Filter the listing below, copying every line in which the word "React" appears.
***
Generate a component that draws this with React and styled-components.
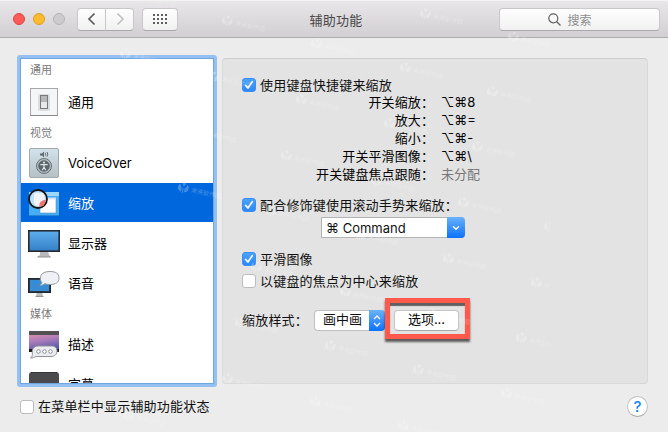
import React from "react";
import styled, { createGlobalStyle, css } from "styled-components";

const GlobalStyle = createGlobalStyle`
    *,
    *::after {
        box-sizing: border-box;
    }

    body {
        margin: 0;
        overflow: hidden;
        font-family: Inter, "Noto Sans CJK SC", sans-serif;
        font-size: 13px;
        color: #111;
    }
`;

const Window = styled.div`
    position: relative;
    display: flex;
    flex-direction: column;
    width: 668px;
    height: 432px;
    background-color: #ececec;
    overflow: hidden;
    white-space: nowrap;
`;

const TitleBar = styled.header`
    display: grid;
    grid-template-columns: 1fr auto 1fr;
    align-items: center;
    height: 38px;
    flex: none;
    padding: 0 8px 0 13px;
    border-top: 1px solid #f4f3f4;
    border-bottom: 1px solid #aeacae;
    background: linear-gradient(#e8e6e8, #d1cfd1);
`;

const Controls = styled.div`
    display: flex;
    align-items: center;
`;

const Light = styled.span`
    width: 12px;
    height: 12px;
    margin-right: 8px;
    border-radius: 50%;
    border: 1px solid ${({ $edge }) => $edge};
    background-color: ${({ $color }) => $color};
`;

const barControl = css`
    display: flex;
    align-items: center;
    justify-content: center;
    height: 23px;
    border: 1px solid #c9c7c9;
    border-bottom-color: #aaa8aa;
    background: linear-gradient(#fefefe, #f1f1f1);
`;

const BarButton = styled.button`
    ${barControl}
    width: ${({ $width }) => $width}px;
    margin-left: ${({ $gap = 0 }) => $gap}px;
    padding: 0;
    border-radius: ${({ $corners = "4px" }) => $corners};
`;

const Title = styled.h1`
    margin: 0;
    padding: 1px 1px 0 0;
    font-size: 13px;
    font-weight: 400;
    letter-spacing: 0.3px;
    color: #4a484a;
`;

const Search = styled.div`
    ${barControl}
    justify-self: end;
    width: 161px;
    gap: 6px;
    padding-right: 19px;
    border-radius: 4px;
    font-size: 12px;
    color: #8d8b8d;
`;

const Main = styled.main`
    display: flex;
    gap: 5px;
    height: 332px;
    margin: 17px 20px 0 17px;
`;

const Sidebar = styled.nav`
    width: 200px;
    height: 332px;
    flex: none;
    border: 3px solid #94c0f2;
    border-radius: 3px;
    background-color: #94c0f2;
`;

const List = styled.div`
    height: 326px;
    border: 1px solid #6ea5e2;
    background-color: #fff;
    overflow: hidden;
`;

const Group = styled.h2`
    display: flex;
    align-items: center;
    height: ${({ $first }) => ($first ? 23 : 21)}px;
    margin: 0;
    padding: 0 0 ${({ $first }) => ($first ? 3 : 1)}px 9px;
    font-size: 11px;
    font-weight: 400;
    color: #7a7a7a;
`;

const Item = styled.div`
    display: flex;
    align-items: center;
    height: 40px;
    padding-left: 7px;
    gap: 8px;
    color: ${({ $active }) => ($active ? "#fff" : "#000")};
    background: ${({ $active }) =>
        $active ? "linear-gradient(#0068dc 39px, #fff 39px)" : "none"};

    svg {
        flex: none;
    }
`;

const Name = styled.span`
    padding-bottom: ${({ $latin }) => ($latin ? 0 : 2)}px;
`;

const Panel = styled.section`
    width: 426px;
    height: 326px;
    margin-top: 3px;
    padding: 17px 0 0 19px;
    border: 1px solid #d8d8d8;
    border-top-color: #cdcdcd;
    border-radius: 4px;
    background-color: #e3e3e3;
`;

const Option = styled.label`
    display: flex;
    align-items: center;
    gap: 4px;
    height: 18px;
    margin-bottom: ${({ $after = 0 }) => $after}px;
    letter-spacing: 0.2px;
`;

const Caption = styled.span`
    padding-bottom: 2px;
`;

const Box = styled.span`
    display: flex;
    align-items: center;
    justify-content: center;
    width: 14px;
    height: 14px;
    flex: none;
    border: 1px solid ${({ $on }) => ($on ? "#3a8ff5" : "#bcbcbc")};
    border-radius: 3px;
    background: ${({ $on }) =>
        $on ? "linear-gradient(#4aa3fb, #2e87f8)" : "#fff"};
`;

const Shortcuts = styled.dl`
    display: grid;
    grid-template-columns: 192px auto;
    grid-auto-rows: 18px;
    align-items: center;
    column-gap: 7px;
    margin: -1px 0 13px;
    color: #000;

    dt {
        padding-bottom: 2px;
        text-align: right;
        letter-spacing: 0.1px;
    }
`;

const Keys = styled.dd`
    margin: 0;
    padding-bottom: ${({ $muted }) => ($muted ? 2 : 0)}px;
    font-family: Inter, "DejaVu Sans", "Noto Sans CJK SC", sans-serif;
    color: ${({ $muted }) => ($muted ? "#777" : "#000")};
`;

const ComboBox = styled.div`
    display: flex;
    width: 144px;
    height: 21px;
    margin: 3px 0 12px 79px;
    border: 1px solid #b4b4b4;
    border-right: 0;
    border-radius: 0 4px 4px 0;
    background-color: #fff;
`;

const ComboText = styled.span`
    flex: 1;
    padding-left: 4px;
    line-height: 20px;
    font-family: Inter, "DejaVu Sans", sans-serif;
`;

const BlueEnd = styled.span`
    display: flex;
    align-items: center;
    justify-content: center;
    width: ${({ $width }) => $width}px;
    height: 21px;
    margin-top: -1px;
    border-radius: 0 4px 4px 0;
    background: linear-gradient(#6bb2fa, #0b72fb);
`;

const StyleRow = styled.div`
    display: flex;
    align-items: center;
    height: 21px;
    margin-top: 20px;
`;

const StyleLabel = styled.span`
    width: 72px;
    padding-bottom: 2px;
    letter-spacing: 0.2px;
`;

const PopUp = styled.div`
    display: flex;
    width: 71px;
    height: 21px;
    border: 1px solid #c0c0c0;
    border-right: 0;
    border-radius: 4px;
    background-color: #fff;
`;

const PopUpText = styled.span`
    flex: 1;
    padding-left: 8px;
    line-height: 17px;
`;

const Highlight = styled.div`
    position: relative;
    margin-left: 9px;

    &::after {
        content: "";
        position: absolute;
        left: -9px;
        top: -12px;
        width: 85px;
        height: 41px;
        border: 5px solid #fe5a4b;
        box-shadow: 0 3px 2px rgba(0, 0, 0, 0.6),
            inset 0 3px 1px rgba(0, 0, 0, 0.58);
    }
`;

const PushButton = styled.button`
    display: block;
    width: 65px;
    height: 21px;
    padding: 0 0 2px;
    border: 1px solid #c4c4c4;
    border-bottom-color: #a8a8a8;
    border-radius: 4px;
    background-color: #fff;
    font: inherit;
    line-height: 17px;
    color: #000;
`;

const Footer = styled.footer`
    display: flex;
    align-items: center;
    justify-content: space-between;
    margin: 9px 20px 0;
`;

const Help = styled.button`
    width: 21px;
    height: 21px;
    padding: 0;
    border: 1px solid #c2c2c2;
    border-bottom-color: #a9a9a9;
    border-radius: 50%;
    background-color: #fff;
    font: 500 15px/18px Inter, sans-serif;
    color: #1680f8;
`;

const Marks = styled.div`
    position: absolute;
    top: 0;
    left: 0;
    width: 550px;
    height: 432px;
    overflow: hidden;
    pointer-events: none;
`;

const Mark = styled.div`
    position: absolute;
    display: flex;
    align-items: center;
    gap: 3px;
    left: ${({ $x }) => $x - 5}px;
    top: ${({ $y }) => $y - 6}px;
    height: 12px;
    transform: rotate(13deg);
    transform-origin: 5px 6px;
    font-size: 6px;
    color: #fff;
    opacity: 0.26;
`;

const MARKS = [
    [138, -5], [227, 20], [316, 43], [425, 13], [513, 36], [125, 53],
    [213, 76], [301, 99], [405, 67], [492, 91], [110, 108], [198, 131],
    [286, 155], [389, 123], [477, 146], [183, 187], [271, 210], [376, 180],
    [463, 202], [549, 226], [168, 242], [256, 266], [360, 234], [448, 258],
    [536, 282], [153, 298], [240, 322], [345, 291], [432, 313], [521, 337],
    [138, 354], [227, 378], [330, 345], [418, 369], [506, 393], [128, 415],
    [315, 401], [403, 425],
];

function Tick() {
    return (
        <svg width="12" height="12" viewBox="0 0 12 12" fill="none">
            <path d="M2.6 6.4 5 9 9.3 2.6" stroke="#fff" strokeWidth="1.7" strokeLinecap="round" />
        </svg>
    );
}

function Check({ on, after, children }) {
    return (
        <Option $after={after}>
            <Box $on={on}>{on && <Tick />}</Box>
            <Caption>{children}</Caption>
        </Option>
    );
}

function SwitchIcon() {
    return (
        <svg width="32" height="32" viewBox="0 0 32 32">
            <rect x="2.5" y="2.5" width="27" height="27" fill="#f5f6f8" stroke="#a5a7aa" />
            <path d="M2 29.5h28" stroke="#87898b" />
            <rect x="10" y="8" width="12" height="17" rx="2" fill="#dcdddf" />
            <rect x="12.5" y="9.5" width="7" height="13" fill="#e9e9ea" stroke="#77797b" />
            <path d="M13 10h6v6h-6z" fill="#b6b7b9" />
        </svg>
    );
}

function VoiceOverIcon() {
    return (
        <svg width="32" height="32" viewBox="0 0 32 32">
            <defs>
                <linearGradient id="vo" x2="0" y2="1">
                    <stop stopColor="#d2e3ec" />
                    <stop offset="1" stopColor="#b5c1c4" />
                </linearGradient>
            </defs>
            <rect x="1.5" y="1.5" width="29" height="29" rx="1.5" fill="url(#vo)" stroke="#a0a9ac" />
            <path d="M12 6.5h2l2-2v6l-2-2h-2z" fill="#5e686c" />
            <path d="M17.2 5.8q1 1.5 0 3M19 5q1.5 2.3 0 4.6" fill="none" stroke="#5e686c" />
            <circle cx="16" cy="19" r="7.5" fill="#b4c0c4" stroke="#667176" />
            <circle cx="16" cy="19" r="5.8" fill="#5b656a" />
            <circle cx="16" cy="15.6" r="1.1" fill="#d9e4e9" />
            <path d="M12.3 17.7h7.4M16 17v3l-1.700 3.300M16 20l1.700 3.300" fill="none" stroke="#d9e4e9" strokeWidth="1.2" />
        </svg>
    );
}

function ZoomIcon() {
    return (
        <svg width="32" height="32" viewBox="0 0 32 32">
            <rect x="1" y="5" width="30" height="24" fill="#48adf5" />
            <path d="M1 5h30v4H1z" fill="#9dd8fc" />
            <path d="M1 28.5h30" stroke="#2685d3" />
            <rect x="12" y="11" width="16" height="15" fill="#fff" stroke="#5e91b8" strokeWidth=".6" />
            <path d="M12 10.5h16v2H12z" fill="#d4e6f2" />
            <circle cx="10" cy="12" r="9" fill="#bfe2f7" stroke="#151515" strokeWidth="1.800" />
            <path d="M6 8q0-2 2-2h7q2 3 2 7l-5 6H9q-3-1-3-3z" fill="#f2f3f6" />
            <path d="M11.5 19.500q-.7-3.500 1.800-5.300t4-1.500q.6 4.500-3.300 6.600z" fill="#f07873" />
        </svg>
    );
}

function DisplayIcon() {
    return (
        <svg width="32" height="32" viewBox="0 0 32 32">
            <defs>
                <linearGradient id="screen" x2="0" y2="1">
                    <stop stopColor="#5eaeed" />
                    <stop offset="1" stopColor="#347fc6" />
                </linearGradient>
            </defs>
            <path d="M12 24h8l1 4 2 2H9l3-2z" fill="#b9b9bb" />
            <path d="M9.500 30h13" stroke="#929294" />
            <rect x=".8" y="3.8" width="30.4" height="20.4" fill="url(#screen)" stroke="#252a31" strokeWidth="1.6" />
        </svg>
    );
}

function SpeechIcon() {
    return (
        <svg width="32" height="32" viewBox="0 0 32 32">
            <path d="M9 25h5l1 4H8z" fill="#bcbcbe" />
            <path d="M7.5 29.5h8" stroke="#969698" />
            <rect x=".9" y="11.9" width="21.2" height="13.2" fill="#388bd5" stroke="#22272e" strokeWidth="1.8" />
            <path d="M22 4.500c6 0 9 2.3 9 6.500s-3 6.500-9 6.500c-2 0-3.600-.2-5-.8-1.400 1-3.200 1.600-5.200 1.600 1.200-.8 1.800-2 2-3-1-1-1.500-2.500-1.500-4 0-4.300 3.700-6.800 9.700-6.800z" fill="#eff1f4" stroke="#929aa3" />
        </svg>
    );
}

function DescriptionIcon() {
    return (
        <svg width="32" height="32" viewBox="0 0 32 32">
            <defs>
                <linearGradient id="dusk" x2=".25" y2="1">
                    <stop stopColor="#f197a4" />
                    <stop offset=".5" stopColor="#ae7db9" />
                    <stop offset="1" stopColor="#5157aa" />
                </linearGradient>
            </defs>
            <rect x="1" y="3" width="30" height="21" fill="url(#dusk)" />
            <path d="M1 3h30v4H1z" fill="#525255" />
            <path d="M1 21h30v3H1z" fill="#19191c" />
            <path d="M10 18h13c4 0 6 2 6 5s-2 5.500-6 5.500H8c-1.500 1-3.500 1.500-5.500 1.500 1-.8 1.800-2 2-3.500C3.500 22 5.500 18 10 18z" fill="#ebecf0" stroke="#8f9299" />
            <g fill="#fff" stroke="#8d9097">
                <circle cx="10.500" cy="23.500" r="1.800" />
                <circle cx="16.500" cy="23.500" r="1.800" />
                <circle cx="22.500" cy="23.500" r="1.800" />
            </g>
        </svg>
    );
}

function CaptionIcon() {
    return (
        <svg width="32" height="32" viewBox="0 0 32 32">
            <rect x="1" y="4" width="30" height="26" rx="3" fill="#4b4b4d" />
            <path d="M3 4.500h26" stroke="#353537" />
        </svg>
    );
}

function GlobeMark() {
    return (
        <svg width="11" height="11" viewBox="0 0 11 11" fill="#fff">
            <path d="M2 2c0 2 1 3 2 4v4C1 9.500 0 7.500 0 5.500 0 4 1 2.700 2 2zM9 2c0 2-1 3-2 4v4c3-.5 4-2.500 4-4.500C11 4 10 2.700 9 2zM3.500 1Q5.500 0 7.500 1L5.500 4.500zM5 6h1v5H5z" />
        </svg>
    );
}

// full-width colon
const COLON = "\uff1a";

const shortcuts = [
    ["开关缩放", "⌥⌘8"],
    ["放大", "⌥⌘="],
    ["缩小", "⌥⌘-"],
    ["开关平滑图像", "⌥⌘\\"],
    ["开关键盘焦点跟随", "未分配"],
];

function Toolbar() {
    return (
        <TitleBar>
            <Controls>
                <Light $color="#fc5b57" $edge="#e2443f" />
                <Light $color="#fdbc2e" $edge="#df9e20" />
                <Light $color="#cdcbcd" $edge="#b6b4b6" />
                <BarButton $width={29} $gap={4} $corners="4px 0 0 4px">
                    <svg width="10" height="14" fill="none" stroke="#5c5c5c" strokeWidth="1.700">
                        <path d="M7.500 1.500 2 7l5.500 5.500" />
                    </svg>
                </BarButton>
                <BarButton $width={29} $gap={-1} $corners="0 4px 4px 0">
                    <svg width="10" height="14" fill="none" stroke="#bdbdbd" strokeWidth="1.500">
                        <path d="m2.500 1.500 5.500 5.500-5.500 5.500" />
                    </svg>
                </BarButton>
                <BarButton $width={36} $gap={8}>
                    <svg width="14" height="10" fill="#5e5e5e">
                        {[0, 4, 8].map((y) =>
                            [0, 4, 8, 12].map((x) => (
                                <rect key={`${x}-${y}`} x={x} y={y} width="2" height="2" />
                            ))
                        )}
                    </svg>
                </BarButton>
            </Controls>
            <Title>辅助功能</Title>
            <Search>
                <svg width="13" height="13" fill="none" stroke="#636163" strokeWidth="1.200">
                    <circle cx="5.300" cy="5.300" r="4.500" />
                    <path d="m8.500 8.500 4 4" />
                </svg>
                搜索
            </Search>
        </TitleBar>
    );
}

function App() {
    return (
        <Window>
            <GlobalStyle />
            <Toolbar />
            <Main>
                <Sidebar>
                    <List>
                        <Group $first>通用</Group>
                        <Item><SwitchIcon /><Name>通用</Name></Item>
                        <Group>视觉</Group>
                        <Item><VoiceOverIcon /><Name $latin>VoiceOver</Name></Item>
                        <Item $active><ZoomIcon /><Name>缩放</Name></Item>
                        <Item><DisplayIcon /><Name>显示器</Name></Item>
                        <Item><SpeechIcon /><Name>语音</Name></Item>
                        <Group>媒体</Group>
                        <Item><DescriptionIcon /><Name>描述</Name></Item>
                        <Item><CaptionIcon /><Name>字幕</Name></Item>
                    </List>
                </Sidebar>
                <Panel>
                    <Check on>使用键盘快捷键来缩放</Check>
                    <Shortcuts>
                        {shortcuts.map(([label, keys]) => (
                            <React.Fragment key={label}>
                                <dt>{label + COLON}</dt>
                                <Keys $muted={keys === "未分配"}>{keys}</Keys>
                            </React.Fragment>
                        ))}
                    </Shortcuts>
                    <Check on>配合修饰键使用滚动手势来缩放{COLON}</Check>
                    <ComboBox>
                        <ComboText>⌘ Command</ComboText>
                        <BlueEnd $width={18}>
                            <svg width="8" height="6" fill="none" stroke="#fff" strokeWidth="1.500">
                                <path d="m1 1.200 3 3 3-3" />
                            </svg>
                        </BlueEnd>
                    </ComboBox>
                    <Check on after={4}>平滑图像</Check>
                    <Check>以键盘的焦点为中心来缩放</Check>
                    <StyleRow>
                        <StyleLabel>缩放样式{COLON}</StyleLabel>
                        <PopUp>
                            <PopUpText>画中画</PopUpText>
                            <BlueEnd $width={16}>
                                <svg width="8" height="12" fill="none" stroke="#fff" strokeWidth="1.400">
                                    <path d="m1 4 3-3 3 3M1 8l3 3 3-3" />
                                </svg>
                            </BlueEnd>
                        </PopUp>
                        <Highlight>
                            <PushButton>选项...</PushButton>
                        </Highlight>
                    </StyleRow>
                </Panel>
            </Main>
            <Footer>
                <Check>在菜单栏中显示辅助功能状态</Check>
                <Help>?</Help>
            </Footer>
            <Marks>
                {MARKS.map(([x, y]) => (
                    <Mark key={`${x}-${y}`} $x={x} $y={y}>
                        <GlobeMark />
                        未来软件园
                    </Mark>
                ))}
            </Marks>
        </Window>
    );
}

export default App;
***
» **Solution to this exercise**:
Generate a component that draws this with React and styled-components.
import React from "react";
                            <React.Fragment key={label}>
                            </React.Fragment>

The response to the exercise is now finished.